What you have to do
The material below holds pictures; leave them out and reproduce exactly the lines from the one with "Write the React, TypeScript" through the one with "string; title: string;", inclusive.

# # #

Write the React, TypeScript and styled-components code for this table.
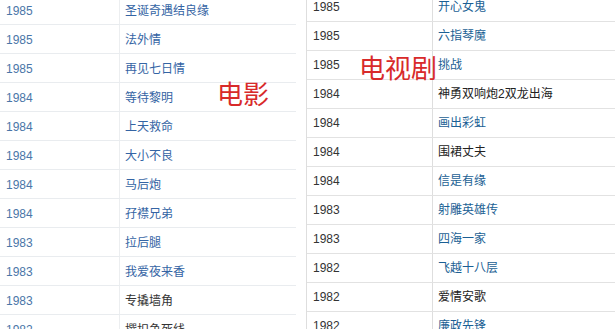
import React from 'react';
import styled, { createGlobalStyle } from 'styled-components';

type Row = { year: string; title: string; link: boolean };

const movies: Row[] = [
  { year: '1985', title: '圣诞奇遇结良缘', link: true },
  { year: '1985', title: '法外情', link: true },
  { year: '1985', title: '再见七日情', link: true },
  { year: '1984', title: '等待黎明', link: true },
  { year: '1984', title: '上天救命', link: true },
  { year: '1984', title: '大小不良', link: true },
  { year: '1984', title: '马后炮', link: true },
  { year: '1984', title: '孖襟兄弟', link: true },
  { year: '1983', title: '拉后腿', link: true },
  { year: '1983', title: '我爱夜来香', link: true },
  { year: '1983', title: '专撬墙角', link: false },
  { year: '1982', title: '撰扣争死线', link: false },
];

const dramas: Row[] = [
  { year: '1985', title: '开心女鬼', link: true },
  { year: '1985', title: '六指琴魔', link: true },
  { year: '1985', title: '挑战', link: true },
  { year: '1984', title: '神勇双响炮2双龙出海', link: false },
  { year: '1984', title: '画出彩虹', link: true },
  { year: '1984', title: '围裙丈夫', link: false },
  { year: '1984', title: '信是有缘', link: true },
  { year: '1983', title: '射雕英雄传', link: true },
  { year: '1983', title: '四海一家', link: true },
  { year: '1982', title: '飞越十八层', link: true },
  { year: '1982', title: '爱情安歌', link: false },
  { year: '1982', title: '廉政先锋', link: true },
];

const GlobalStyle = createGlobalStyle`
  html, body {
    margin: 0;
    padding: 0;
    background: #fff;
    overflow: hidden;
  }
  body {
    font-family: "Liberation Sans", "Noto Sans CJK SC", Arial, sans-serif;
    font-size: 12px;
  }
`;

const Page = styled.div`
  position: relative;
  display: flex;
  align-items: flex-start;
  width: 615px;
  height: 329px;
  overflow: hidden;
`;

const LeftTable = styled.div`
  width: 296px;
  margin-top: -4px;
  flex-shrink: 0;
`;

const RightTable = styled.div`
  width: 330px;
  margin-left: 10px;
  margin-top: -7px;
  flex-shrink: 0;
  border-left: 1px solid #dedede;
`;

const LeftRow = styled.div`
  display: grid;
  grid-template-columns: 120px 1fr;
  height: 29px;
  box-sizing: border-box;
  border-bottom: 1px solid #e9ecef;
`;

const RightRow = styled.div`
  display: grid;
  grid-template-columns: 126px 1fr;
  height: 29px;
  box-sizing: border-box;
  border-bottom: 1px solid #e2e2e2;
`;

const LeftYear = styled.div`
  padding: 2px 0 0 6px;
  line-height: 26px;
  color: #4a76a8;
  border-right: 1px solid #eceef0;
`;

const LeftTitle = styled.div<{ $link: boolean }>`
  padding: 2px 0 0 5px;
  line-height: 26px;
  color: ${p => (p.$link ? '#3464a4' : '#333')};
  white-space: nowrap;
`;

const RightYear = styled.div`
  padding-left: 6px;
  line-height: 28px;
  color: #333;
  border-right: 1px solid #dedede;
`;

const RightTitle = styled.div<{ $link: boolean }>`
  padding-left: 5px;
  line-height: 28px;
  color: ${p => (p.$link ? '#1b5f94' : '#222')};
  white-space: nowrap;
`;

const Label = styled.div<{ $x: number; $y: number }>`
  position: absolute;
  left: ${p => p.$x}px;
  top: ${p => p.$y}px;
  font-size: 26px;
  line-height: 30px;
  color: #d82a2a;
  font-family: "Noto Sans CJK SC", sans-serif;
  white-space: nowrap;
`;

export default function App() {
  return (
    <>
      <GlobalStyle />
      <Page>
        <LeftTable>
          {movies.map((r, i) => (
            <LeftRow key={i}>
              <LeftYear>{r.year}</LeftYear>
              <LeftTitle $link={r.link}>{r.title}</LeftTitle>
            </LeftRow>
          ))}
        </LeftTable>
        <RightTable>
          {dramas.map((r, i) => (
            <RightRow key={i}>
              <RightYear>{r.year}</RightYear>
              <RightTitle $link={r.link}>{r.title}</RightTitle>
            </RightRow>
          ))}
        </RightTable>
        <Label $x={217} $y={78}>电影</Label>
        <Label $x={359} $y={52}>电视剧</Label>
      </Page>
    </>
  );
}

# # #

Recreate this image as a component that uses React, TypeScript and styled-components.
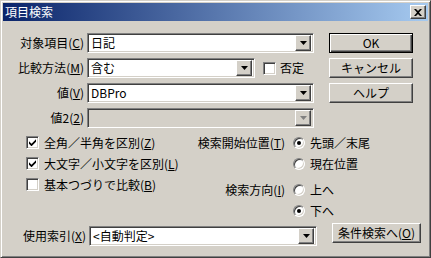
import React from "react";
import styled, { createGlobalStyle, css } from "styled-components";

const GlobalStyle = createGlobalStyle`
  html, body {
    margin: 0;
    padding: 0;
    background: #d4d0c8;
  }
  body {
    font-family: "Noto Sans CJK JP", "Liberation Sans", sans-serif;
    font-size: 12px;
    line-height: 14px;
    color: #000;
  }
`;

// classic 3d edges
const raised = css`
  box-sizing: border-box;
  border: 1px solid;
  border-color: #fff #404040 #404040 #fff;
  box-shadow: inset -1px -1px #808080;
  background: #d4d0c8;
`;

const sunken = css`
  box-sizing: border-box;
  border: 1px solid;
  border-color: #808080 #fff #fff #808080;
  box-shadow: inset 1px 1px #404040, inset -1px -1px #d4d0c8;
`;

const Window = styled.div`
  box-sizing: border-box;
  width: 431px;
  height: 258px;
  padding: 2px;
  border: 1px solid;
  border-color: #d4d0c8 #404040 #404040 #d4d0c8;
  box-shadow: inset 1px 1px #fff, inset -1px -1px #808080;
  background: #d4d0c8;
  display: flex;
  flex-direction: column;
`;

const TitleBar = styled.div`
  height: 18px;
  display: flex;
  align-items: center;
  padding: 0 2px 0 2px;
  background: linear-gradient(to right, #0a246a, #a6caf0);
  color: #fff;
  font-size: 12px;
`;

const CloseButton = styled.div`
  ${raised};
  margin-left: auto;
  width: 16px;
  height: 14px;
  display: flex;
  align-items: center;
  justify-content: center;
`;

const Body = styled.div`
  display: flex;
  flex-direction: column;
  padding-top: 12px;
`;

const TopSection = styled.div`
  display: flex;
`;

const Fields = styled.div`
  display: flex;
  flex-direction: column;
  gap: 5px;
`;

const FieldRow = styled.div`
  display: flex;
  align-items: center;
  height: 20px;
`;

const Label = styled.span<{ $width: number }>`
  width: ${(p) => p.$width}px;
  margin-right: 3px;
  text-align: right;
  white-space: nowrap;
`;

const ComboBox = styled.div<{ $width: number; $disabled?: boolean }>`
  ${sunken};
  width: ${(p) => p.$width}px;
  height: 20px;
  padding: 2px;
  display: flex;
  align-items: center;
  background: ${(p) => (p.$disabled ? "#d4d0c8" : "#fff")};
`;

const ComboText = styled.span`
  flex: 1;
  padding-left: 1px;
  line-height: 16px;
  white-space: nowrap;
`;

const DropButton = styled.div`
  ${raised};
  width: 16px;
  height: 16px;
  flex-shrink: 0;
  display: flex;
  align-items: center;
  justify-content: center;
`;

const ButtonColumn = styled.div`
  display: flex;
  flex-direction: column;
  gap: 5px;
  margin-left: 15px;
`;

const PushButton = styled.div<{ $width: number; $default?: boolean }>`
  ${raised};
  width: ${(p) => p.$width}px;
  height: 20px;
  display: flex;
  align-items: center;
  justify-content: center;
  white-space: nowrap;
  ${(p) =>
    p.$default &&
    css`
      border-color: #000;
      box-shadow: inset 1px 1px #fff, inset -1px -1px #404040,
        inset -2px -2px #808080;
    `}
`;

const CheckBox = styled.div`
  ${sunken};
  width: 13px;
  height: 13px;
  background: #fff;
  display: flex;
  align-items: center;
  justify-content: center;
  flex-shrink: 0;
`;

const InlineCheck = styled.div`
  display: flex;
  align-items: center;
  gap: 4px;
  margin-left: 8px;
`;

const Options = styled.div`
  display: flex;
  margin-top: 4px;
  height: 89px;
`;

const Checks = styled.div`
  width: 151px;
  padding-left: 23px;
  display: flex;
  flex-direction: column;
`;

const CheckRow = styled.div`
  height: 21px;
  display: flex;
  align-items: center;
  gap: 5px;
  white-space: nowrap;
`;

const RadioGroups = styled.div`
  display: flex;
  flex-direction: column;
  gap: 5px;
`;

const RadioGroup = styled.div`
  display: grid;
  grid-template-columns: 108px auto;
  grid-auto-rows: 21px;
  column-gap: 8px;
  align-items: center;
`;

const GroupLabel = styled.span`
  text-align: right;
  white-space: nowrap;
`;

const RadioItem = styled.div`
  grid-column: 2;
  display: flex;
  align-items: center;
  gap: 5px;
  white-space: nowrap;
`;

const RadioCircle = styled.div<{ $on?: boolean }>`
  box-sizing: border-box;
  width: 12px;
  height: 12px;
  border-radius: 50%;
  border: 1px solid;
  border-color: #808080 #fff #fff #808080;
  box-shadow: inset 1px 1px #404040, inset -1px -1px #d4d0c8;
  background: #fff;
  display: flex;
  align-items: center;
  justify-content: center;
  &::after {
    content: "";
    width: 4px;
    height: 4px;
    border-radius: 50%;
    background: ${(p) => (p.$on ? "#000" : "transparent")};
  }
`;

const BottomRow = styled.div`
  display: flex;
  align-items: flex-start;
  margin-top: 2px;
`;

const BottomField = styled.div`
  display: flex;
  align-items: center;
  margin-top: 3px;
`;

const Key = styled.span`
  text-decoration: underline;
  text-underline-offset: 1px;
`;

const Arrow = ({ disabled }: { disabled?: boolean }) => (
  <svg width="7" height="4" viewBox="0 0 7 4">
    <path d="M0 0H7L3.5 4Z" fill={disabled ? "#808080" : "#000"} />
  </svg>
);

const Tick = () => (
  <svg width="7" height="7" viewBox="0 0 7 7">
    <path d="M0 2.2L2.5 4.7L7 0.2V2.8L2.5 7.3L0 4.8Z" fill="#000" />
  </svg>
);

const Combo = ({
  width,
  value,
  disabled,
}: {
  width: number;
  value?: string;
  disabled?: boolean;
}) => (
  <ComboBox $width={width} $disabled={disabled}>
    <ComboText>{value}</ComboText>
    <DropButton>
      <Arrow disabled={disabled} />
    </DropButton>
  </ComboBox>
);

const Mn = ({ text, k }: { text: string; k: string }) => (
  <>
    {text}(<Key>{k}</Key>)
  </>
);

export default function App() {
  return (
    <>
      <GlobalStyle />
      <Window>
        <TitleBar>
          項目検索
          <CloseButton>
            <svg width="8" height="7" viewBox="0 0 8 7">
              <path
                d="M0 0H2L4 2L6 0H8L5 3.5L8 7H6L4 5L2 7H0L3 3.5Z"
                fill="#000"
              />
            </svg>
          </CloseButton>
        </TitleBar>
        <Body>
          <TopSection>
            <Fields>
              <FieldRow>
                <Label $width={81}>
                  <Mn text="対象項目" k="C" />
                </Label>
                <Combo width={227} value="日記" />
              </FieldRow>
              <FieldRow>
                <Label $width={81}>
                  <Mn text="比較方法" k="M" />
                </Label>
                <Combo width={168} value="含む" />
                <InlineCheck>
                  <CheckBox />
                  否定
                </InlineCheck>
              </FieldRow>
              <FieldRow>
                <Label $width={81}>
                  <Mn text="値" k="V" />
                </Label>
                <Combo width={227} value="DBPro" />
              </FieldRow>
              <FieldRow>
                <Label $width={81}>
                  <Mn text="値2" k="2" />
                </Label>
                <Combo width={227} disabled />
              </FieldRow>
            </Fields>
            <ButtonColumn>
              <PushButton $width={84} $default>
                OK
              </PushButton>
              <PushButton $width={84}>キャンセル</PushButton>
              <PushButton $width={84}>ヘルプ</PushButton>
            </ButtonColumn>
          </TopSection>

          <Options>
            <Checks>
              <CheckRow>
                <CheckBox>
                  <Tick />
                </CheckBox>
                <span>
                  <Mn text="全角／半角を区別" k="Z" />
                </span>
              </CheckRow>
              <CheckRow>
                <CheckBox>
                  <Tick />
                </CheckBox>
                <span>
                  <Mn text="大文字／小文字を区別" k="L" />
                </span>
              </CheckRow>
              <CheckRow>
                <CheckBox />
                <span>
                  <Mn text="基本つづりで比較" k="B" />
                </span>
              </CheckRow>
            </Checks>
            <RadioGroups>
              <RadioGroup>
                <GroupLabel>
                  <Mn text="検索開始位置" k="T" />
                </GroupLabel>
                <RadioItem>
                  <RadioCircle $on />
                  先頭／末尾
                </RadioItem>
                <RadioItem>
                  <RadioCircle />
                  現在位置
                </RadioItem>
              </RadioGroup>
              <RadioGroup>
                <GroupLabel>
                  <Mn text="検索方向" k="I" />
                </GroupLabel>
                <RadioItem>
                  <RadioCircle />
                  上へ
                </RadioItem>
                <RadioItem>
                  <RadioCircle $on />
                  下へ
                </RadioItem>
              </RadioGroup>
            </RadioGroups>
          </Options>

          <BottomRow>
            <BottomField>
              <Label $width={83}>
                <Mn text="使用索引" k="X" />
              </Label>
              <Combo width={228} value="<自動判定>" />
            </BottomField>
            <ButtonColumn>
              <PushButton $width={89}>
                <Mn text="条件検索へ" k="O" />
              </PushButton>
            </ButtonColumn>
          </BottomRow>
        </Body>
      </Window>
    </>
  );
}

# # #

Solution for this exercise
Write the React, TypeScript and styled-components code for this table.
import React from 'react';
import styled, { createGlobalStyle } from 'styled-components';

type Row = { year: string; title: string; link: boolean };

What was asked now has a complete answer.